Effects of Massive Neutrinos on the Large-Scale Structure of the Universe
Federico Marulli, Carmelita Carbone, Matteo Viel, Lauro Moscardini, Andrea Cimatti
TL;DR
This study probes how massive neutrinos affect non-linear large-scale structure using grid-based hydrodynamical N-body simulations that include a neutrino fluid. It analyzes halo mass function, halo clustering with bias, and redshift-space distortions, contrasting $\Lambda$CDM and $\Lambda$CDM+$\nu$ cosmologies and testing against semi-analytic models like Sheth–Mo–Tormen. Key findings show neutrinos suppress high-mass halo counts but boost halo bias, leading to enhanced real-space halo clustering, while reducing bulk flows and velocity dispersions that shape RSD, with implications for interpreting $\beta$ and $\sigma_{12}$. Although there is a strong $M_\nu$–$\sigma_8$ degeneracy, measurements of $\beta$ in upcoming nearly all-sky surveys offer a viable path to constrain the total neutrino mass, particularly when combined with complementary probes.
Abstract
Cosmological neutrinos strongly affect the evolution of the largest structures in the Universe, i.e. galaxies and galaxy clusters.
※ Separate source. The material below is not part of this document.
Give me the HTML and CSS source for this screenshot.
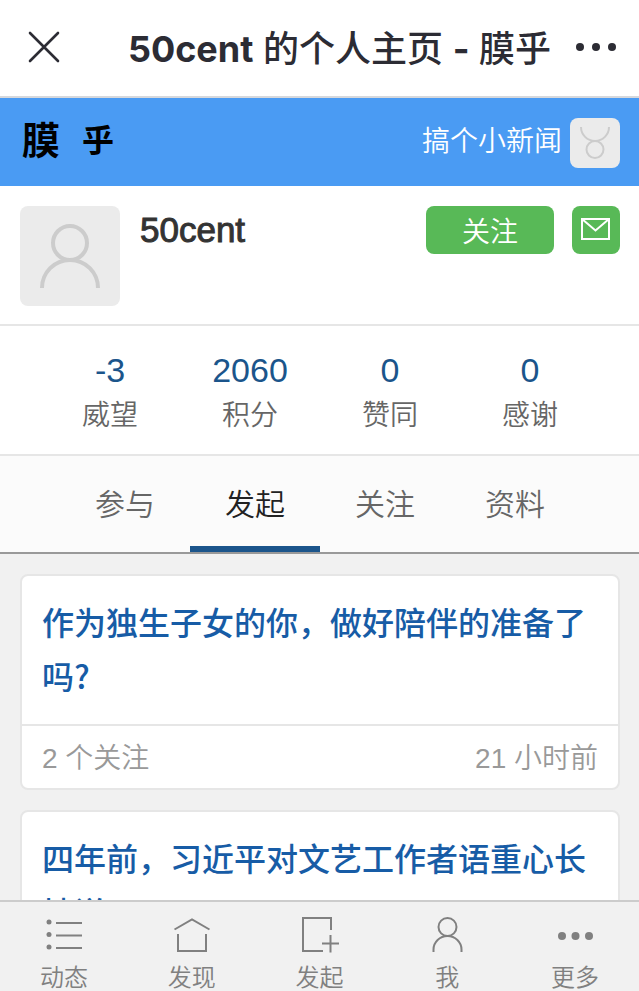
FILE: index.html
```html
<!DOCTYPE html>
<html lang="zh-CN">
<head>
<meta charset="utf-8">
<meta name="viewport" content="width=device-width, initial-scale=1">
<title>50cent 的个人主页 - 膜乎</title>
<link rel="stylesheet" href="styles.css">
</head>
<body>
<div class="app">
  <header class="titlebar">
    <button class="icon-button" type="button" aria-label="关闭">
      <svg width="32" height="32" viewBox="0 0 32 32" fill="none" stroke="#2c2c34" stroke-width="2.6" stroke-linecap="round"><path d="M2 2L30 30M30 2L2 30"/></svg>
    </button>
    <h1 class="page-title"><span class="latin">50cent</span> 的个人主页 <span class="latin">-</span> 膜乎</h1>
    <button class="icon-button" type="button" aria-label="更多选项">
      <svg width="42" height="10" viewBox="0 0 42 10" fill="#2c2c34"><circle cx="5" cy="5" r="4"/><circle cx="21" cy="5" r="4"/><circle cx="37" cy="5" r="4"/></svg>
    </button>
  </header>

  <nav class="sitebar">
    <a class="logo" href="#"><span>膜</span><span class="logo-small">乎</span></a>
    <a class="account" href="#">
      <span class="motto">搞个小新闻</span>
      <svg class="account-avatar" width="50" height="50" viewBox="0 0 50 50" fill="none" stroke="#cccccc" stroke-width="2"><circle cx="25" cy="31.500" r="8.500"/><path d="M11 9a14 14 0 0 0 28 0"/></svg>
    </a>
  </nav>

  <main class="content">
    <section class="profile">
      <svg class="avatar" width="100" height="100" viewBox="0 0 100 100" fill="none" stroke="#cccccc" stroke-width="4"><circle cx="50" cy="37" r="17"/><path d="M22 82a28 28 0 0 1 56 0"/></svg>
      <h2 class="username">50cent</h2>
      <div class="actions">
        <button class="green follow" type="button">关注</button>
        <button class="green mail" type="button" aria-label="私信">
          <svg width="30" height="26" viewBox="0 0 30 26" fill="none" stroke="#ffffff" stroke-width="2"><path d="M1 2H28V22H1ZM1 2L14.500 13.500L28 2"/></svg>
        </button>
      </div>
    </section>

    <dl class="stats">
      <div class="stat"><dt>威望</dt><dd>-3</dd></div>
      <div class="stat"><dt>积分</dt><dd>2060</dd></div>
      <div class="stat"><dt>赞同</dt><dd>0</dd></div>
      <div class="stat"><dt>感谢</dt><dd>0</dd></div>
    </dl>

    <nav class="tabs">
      <a class="tab" href="#">参与</a>
      <a class="tab active" href="#">发起</a>
      <a class="tab" href="#">关注</a>
      <a class="tab" href="#">资料</a>
    </nav>

    <section class="feed">
      <article class="card">
        <h3 class="card-title"><a href="#">作为独生子女的你，做好陪伴的准备了吗?</a></h3>
        <div class="card-meta"><span>2 个关注</span><span>21 小时前</span></div>
      </article>
      <article class="card">
        <h3 class="card-title"><a href="#">四年前，习近平对文艺工作者语重心长地说</a></h3>
      </article>
    </section>
  </main>

  <nav class="dock">
    <a class="dock-item" href="#">
      <svg width="40" height="40" viewBox="0 0 40 40" fill="none" stroke="#808080" stroke-width="2"><path d="M12 9H38M12 21.500H38M12 34H38"/><g fill="#808080" stroke="none"><circle cx="5" cy="8" r="2.500"/><circle cx="5" cy="20.500" r="2.500"/><circle cx="5" cy="33" r="2.500"/></g></svg>
      <span>动态</span>
    </a>
    <a class="dock-item" href="#">
      <svg width="40" height="40" viewBox="0 0 40 40" fill="none" stroke="#808080" stroke-width="2"><path d="M2.500 15.500L20 5.500L37.500 15.500M6 20V37H34V20"/></svg>
      <span>发现</span>
    </a>
    <a class="dock-item" href="#">
      <svg width="40" height="40" viewBox="0 0 40 40" fill="none" stroke="#808080" stroke-width="2"><path d="M32 16V4H4V37H24M31.500 21V38.500M23 29.500H40"/></svg>
      <span>发起</span>
    </a>
    <a class="dock-item" href="#">
      <svg width="40" height="40" viewBox="0 0 40 40" fill="none" stroke="#808080" stroke-width="2"><circle cx="20.500" cy="13" r="9"/><path d="M6.500 38V35.500a14 13.500 0 0 1 28 0V38"/></svg>
      <span>我</span>
    </a>
    <a class="dock-item" href="#">
      <svg width="40" height="40" viewBox="0 0 40 40" fill="#808080"><circle cx="7" cy="22" r="4"/><circle cx="20.500" cy="22" r="4"/><circle cx="34" cy="22" r="4"/></svg>
      <span>更多</span>
    </a>
  </nav>
</div>
</body>
</html>
```

FILE: styles.css
```css
* {
  box-sizing: border-box;
}

body {
  margin: 0;
  font-family: "Liberation Sans", "Noto Sans CJK SC", sans-serif;
  font-weight: 350;
  color: #333333;
  background: #f1f1f1;
}

h1, h2, h3, dl, dd {
  margin: 0;
}

a {
  color: inherit;
  text-decoration: none;
}

button {
  padding: 0;
  border: 0;
  background: none;
  font: inherit;
}

svg {
  display: block;
  flex: none;
}

.app {
  display: flex;
  flex-direction: column;
  height: 100vh;
}

.titlebar {
  flex: none;
  display: flex;
  align-items: center;
  justify-content: space-between;
  height: 98px;
  padding: 0 22px 2px 28px;
  background: #ffffff;
  border-bottom: 2px solid #d6d8dc;
}

.page-title {
  padding: 3px 0 0 44px;
  font-family: Inter, "Noto Sans CJK SC", sans-serif;
  font-size: 36px;
  font-weight: 500;
  line-height: 48px;
  color: #2c2c34;
  white-space: nowrap;
}

.latin {
  font-weight: 700;
}

.sitebar {
  flex: none;
  display: flex;
  align-items: center;
  justify-content: space-between;
  height: 88px;
  padding: 2px 19px 0 22px;
  background: #4a9bf3;
}

.logo {
  display: flex;
  align-items: center;
  gap: 22px;
  padding-bottom: 4px;
  font-size: 38px;
  font-weight: 700;
  line-height: 48px;
  color: #000000;
}

.logo-small {
  font-size: 32px;
}

.account {
  display: flex;
  align-items: center;
  gap: 8px;
  color: #ffffff;
}

.motto {
  padding-bottom: 2px;
  font-size: 28px;
  line-height: 40px;
}

.account-avatar {
  border-radius: 8px;
  background: #ebebeb;
}

.content {
  flex: 1;
  min-height: 0;
  overflow: hidden;
}

.profile {
  display: flex;
  align-items: flex-start;
  gap: 20px;
  padding: 20px 19px 18px 20px;
  background: #ffffff;
}

.avatar {
  border-radius: 8px;
  background: #ebebeb;
}

.username {
  flex: 1;
  font-size: 35px;
  font-weight: 400;
  line-height: 48px;
  -webkit-text-stroke: 1px #333333;
}

.actions {
  display: flex;
  gap: 18px;
}

.green {
  display: flex;
  align-items: center;
  justify-content: center;
  height: 48px;
  border-radius: 8px;
  background: #58b957;
  color: #ffffff;
}

.follow {
  width: 128px;
  font-size: 28px;
}

.mail {
  width: 48px;
}

.stats {
  display: flex;
  padding: 22px 39px 18px 40px;
  background: #ffffff;
  border-top: 2px solid #e6e6e6;
  border-bottom: 2px solid #e6e6e6;
}

.stat {
  flex: 1;
  display: flex;
  flex-direction: column-reverse;
  gap: 4px;
  text-align: center;
}

.stat dt {
  font-size: 28px;
  line-height: 40px;
  color: #666666;
}

.stat dd {
  font-size: 34px;
  line-height: 44px;
  color: #1b558b;
}

.tabs {
  display: flex;
  padding: 0 59px 0 60px;
  background: #fbfbfb;
  border-bottom: 2px solid #999999;
}

.tab {
  flex: 1;
  height: 96px;
  font-size: 30px;
  line-height: 97px;
  text-align: center;
  color: #666666;
}

.active {
  color: #222222;
  border-bottom: 6px solid #1b558b;
}

.feed {
  display: flex;
  flex-direction: column;
  gap: 20px;
  padding: 20px 19px 20px 20px;
}

.card {
  background: #ffffff;
  border: 2px solid #e6e6e6;
  border-radius: 8px;
}

.card-title {
  padding: 18px 20px 22px;
  font-family: "Noto Sans CJK SC", sans-serif;
  font-size: 32px;
  font-weight: 500;
  line-height: 54px;
  color: #175ca6;
}

.card-meta {
  display: flex;
  justify-content: space-between;
  padding: 13px 20px 9px;
  border-top: 2px solid #e6e6e6;
  font-size: 28px;
  line-height: 40px;
  color: #999999;
}

.dock {
  flex: none;
  display: flex;
  height: 91px;
  background: #f1f1f1;
  border-top: 2px solid #cccccc;
}

.dock-item {
  flex: 1;
  display: flex;
  flex-direction: column;
  align-items: center;
  gap: 8px;
  padding-top: 12px;
  font-size: 24px;
  line-height: 32px;
  color: #808080;
}
```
We use large box-size full hydrodynamic simulations to investigate the non-linear effects that massive neutrinos have on the spatial properties of cold dark matter (CDM) haloes. We quantify the difference with respect to the concordance LambdaCDM model of the halo mass function and of the halo two-point correlation function. We model the redshift-space distortions and compute the errors on the linear distortion parameter beta introduced if cosmological neutrinos are assumed to be massless. We find that, if not taken correctly into account and depending on the total neutrino mass, these effects could lead to a potentially fake signature of modified gravity. Future nearly all-sky spectroscopic galaxy surveys will be able to constrain the neutrino mass if it is larger than 0.6 eV, using beta measurements alone and independently of the value of the matter power spectrum normalisation. In combination with other cosmological probes, this will strengthen neutrino mass constraints and help breaking parameter degeneracies.